Holly doesn’t have it down to a formula: he’s working out chords and changes as he goes along. You also discover that Holly stepped away from a future career as a country music superstar at a time when rock was risky — and considered “race music” by mainstream white radio stations. The decisive Holly also doesn’t think twice about proposing to Maria Elena (Monica Rodrigues) — five hours after meeting her for the first time. She’s a Latina beauty. Holly calls his Mother back in Lubbock, Texas, to give her the good news. She objects for racist reasons. Holly politely ends the call.

Interesting character insights abound in the story. But they’re essentially liner notes, and not the main attraction. This show is all about the music.

The aforementioned musicians are excellent. The music is, too. The show’s euterpean talents groove nicely on the usual suspects. Fifties fans would probably riot if FST deprived them of Holly’s hits. But “Peggy Sue,” “That’ll Be the Day,” “Maybe, Baby” and “Raining in My Heart” and the like are all duly represented. You’ll also hear The Big Bopper’s and Richie Valens’ chart-toppers ("Chantilly Lace,” and “La Bamba,” respectively.) On top of that, the “Showtime at The Apollo” segment delivers sizzling renditions of The Isley Brothers’s “Shout” and other R&B classics.

The show’s talented actor/musicians dial it up to 11 — and never dial it down. Props also to Susan Angermann’s costumes, Rodrigues’ choreography and Axis Studios’ set design. Their work beautifully captures the look-and-feel of the late 1950s. (Wiegand’s Cirque de Soleil-style gyrations on the upright bass detract from that. His athletic moves are vastly entertaining — but not of the time.)

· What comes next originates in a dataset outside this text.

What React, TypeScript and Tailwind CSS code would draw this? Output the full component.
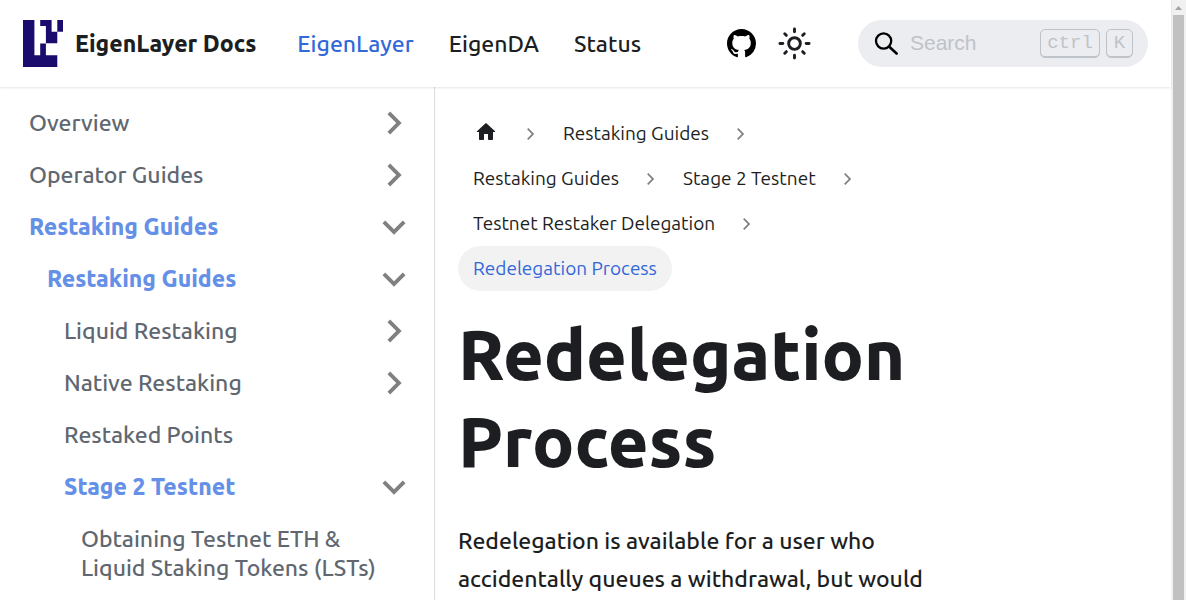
import React from "react";

type Item = { label: string; level: 0 | 1 | 2 | 3; active?: boolean; caret?: "right" | "down" };

const items: Item[] = [
  { label: "Overview", level: 0, caret: "right" },
  { label: "Operator Guides", level: 0, caret: "right" },
  { label: "Restaking Guides", level: 0, active: true, caret: "down" },
  { label: "Restaking Guides", level: 1, active: true, caret: "down" },
  { label: "Liquid Restaking", level: 2, caret: "right" },
  { label: "Native Restaking", level: 2, caret: "right" },
  { label: "Restaked Points", level: 2 },
  { label: "Stage 2 Testnet", level: 2, active: true, caret: "down" },
  { label: "Obtaining Testnet ETH & Liquid Staking Tokens (LSTs)", level: 3 },
];

const indents = ["pl-[29px]", "pl-[47px]", "pl-[64px]", "pl-[81px]"];

const crumbs = ["Restaking Guides", "Restaking Guides", "Stage 2 Testnet", "Testnet Restaker Delegation"];

function Caret({ down }: { down?: boolean }) {
  return (
    <svg viewBox="0 0 24 24" className={`size-[46px] ${down ? "rotate-180" : "rotate-90"}`} fill="#808080" aria-hidden="true">
      <path d="M7.41 15.41 12 10.83l4.59 4.58L18 14l-6-6-6 6z" />
    </svg>
  );
}

function Separator() {
  return (
    <span className="flex w-[34px] justify-center" aria-hidden="true">
      <svg viewBox="0 0 24 24" className="size-6" fill="#7f7f7f">
        <path d="m9.3 17.9-1.2-1.2 4.7-4.7-4.7-4.7 1.2-1.2 5.9 5.9z" />
      </svg>
    </span>
  );
}

function Logo() {
  return (
    <svg viewBox="0 0 40 47" className="h-[47px] w-10" fill="#1a0c6d" aria-hidden="true">
      <path d="M0 0h11.4v35.2h5.8V23.4h5.7v11.8h11.4V47H0z" />
      <path d="M17.2 0h11.4v11.8h5.7v11.4H22.9V6h-5.7zM34.3 0H40v11.7h-5.7z" />
    </svg>
  );
}

export default function App() {
  return (
    <div className="flex h-screen overflow-hidden bg-white font-[Ubuntu,'Noto_Sans',sans-serif] font-medium text-[#1c1e21]">
      <div className="flex min-w-0 flex-1 flex-col">
        <header className="z-10 flex h-[87px] shrink-0 items-center bg-white px-[23px] shadow-[0_1px_2px_0_rgba(0,0,0,0.1)]">
          <a href="#home" className="flex items-center gap-3 text-[23px] font-extrabold whitespace-nowrap">
            <Logo />
            <span className="pt-0.5">EigenLayer Docs</span>
          </a>
          <nav aria-label="Main" className="ml-[41px] flex gap-[35px] pt-0.5 text-[23px]">
            <a href="#eigenlayer" className="text-[#3268d8]">EigenLayer</a>
            <a href="#eigenda">EigenDA</a>
            <a href="#status">Status</a>
          </nav>
          <a href="#github" aria-label="GitHub" className="ml-auto">
            <svg viewBox="0 0 16 16" className="size-[29px]" fill="#000" aria-hidden="true">
              <path d="M8 0C3.58 0 0 3.58 0 8c0 3.54 2.29 6.53 5.47 7.59.4.07.55-.17.55-.38 0-.19-.01-.82-.01-1.49-2.01.37-2.53-.49-2.69-.94-.09-.23-.48-.94-.82-1.13-.28-.15-.68-.52-.01-.53.63-.01 1.08.58 1.23.82.72 1.21 1.87.87 2.33.66.07-.52.28-.87.51-1.07-1.78-.2-3.64-.89-3.64-3.95 0-.87.31-1.59.82-2.15-.08-.2-.36-1.02.08-2.12 0 0 .67-.21 2.2.82.64-.18 1.32-.27 2-.27s1.36.09 2 .27c1.53-1.04 2.2-.82 2.2-.82.44 1.1.16 1.92.08 2.12.51.56.82 1.27.82 2.15 0 3.07-1.87 3.75-3.65 3.95.29.25.54.73.54 1.48 0 1.07-.01 1.93-.01 2.2 0 .21.15.46.55.38A8.01 8.01 0 0 0 16 8c0-4.42-3.58-8-8-8z" />
            </svg>
          </a>
          <button type="button" aria-label="Switch colour mode" className="ml-[21px]">
            <svg viewBox="0 0 24 24" className="size-[35px]" fill="none" stroke="#1c1e21" strokeWidth="2" strokeLinecap="round" aria-hidden="true">
              <circle cx="12" cy="12" r="4" />
              <path d="M12 2v2M12 20v2M2 12h2M20 12h2M5.3 5.3l1.1 1.1M17.6 17.6l1.1 1.1M5.3 18.7l1.1-1.1M17.6 6.4l1.1-1.1" />
            </svg>
          </button>
          <label className="ml-[46px] flex h-[47px] w-[290px] items-center rounded-full bg-[#ebedf0] pr-[15px] pl-4 font-['Liberation_Sans',sans-serif]">
            <svg viewBox="0 0 24 24" className="size-6 shrink-0" fill="none" stroke="#000" strokeWidth="2.3" aria-hidden="true">
              <circle cx="9.6" cy="9" r="7.6" />
              <path d="m15 14.5 7.6 7" strokeWidth="2.6" strokeLinecap="round" />
            </svg>
            <input type="search" placeholder="Search" aria-label="Search" className="ml-3 min-w-0 flex-1 bg-transparent pb-0.5 text-[21px] font-normal outline-none placeholder:text-[#bec3c9]" />
            <span className="flex gap-[6px] text-[19px] font-normal text-[#bec3c9]">
              <kbd className="flex h-[29px] w-[60px] items-center justify-center rounded-[5px] border border-[#bec3c9] font-['Liberation_Mono',monospace] shadow-[inset_0_-1px_0_#bec3c9]">ctrl</kbd>
              <kbd className="flex h-[29px] w-[27px] items-center justify-center rounded-[5px] border border-[#bec3c9] font-['Liberation_Mono',monospace] shadow-[inset_0_-1px_0_#bec3c9]">K</kbd>
            </span>
          </label>
        </header>
        <div className="flex min-h-0 flex-1">
          <aside className="w-[435px] shrink-0 overflow-hidden border-r border-[#dadde1] pt-[12px] pr-[17px] text-[23px] leading-[29px] text-[#606770]">
            <ul className="flex flex-col gap-[5px]">
              {items.map((item, i) => (
                <li key={i} className={`flex items-center justify-between ${indents[item.level]}`}>
                  <a
                    href="#doc"
                    className={`py-[9px] ${item.active ? "font-extrabold text-[#6590e8]" : ""} ${item.caret ? "" : "pr-[23px]"}`}
                  >
                    {item.label}
                  </a>
                  {item.caret && (
                    <button type="button" aria-label={`Toggle ${item.label}`}>
                      <Caret down={item.caret === "down"} />
                    </button>
                  )}
                </li>
              ))}
            </ul>
          </aside>
          <main className="min-w-0 flex-1 overflow-hidden px-[23px]">
            <article className="w-3/4 pt-[24px] pr-[46px]">
              <nav aria-label="Breadcrumbs">
                <ol className="flex flex-wrap text-[19px] leading-[45px] font-normal">
                  <li className="flex items-center">
                    <a href="#home" aria-label="Home" className="flex h-[45px] w-14 items-center justify-center pb-1">
                      <svg viewBox="0 0 24 24" className="size-6" fill="#1c1e21" aria-hidden="true">
                        <path d="M10 19v-5h4v5c0 .55.45 1 1 1h3c.55 0 1-.45 1-1v-7h1.7c.46 0 .68-.57.33-.87L12.67 3.6c-.38-.34-.96-.34-1.34 0l-8.36 7.53c-.34.3-.13.87.33.87H5v7c0 .55.45 1 1 1h3c.55 0 1-.45 1-1z" />
                      </svg>
                    </a>
                    <Separator />
                  </li>
                  {crumbs.map((crumb, i) => (
                    <li key={i} className="flex items-center">
                      <a href="#crumb" className="px-[15px]">{crumb}</a>
                      <Separator />
                    </li>
                  ))}
                  <li>
                    <span aria-current="page" className="block rounded-full bg-[#f2f2f2] px-[15px] text-[#3268d8]">Redelegation Process</span>
                  </li>
                </ol>
              </nav>
              <h1 className="mt-[20px] text-[70px] leading-[87px] font-extrabold">Redelegation Process</h1>
              <p className="mt-[37px] text-[23px] leading-[38px]">
                Redelegation is available for a user who accidentally queues a withdrawal, but would
              </p>
            </article>
          </main>
        </div>
      </div>
      <div className="flex w-[15px] shrink-0 flex-col items-center bg-[#f1f1f1]" aria-hidden="true">
        <svg viewBox="0 0 15 15" className="size-[15px] shrink-0" fill="#a3a3a3">
          <path d="M4 10h7L7.5 6z" />
        </svg>
        <div className="w-[11px] flex-1 bg-[#c1c1c1]" />
      </div>
    </div>
  );
}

Director Jason Cannon and music director Wiegand take a music hall approach with the show’s material. (Fair disclosure: Sing-alongs are not my cup of tea. I’d rather hear the pros, OK?) But that’s what the people want, and FST delivers.

On the night I saw this musical, I did a quick survey of the happy folks around me.

I’d estimate the vast majority of the audience actually remembers when rock was young. This show clearly brought back those memories. They were hopping and bopping along in their seats. The Gompertz has no dance floor …

If it had — they would’ve filled it in an instant.